Where Modern Units Get Theirs Made
Most unit patches in circulation today are produced in small batches by specialty manufacturers, not through the official supply system. The economics are straightforward: a platoon of 30 to 40 people wants 50 to 100 custom morale patches, with one or two design revisions, delivered in four to six weeks. Government supply was never built for that workflow.
The vendors that fill the custom patches niche tend to specialize. Some focus on PVC and run their own molds. Some are embroidery shops that have done unit work for decades. A handful do all four production types under one roof, which is useful when a unit wants a PVC version for the plate carrier and a matching embroidered version for the dress uniform.
What matters when commissioning a batch is the proof process. A good vendor will return a digital proof inside 48 hours, a physical sample if the order justifies it, and will not put the order into production until the unit point of contact has signed off in writing. The patches that end up in the trash can are almost always the ones where someone tried to skip that step.
Why the Tradition Endures
The morale patch survives because it does something the official insignia system cannot: it lets the people in the unit decide what the unit is about. The Army can tell a soldier what unit they are assigned to. It cannot tell them what their team’s in-joke is, or what call sign the section adopted after the third rotation, or which dog the platoon adopted in 2009 and still remembers.

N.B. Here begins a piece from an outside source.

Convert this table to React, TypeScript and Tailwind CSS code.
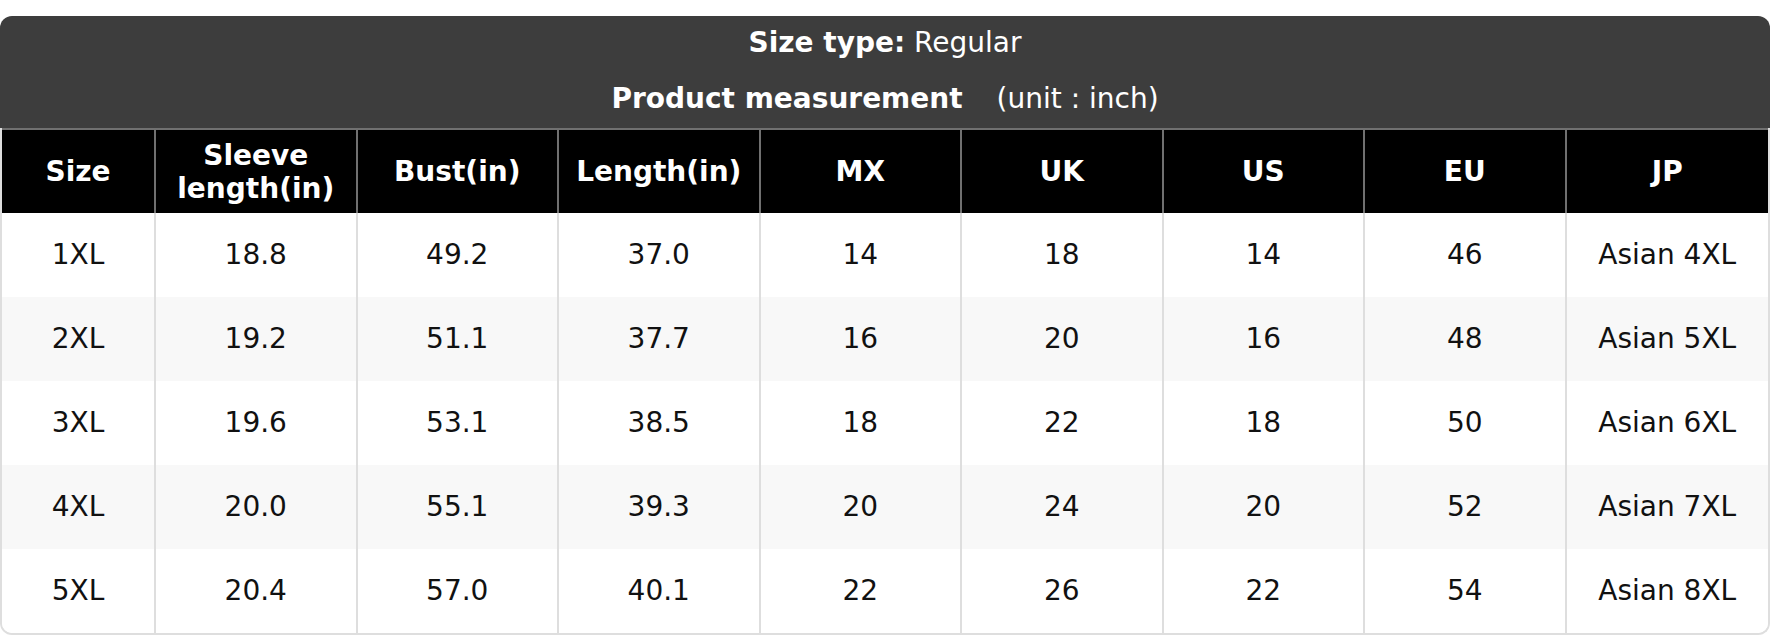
import React from "react";

const headers = ["Size", "Sleeve length(in)", "Bust(in)", "Length(in)", "MX", "UK", "US", "EU", "JP"];
const rows = [
  ["1XL", "18.8", "49.2", "37.0", "14", "18", "14", "46", "Asian 4XL"],
  ["2XL", "19.2", "51.1", "37.7", "16", "20", "16", "48", "Asian 5XL"],
  ["3XL", "19.6", "53.1", "38.5", "18", "22", "18", "50", "Asian 6XL"],
  ["4XL", "20.0", "55.1", "39.3", "20", "24", "20", "52", "Asian 7XL"],
  ["5XL", "20.4", "57.0", "40.1", "22", "26", "22", "54", "Asian 8XL"],
];

export default function App() {
  return (
    <div className="w-[1770px] h-[636px] bg-white pt-4 overflow-hidden [font-family:'DejaVu_Sans',Verdana,sans-serif] text-[28px]">
      <div className="flex flex-col">
        <div className="bg-[#3d3d3d] rounded-t-xl flex flex-col items-center text-white pt-[8px] pb-[10px]">
          <div className="h-[38px] leading-[38px]">
            <span className="font-bold">Size type:</span> Regular
          </div>
          <div className="h-[38px] leading-[38px] mt-[18px] flex">
            <span className="font-bold">Product measurement</span>
            <span className="ml-[34px]">(unit : inch)</span>
          </div>
        </div>
        <div className="grid grid-cols-[154px_repeat(8,minmax(0,1fr))] border-x-2 border-b-2 border-[#dedede] rounded-b-xl overflow-hidden">
          {headers.map((h, i) => (
            <div
              key={h}
              className={`bg-black text-white font-bold text-center leading-[33px] h-[85px] border-t-2 border-[#707070] flex items-center justify-center px-6 ${
                i < headers.length - 1 ? "border-r-2" : ""
              }`}
            >
              {h}
            </div>
          ))}
          {rows.map((r, ri) =>
            r.map((c, ci) => (
              <div
                key={`${ri}-${ci}`}
                className={`h-[84px] flex items-center justify-center text-[#111] ${
                  ri % 2 === 1 ? "bg-[#f8f8f8]" : "bg-white"
                } ${ci < r.length - 1 ? "border-r-2 border-[#dedede]" : ""}`}
              >
                {c}
              </div>
            ))
          )}
        </div>
      </div>
    </div>
  );
}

That is what the patch carries. A century from now, somebody will pull a beat-up PVC patch out of a footlocker, and the only people who will fully understand what it means are the ones who were there. According to the Naval History and Heritage Command, unit insignia and squadron markings have always functioned this way: official enough to identify, personal enough to mean something. The Velcro just made it portable.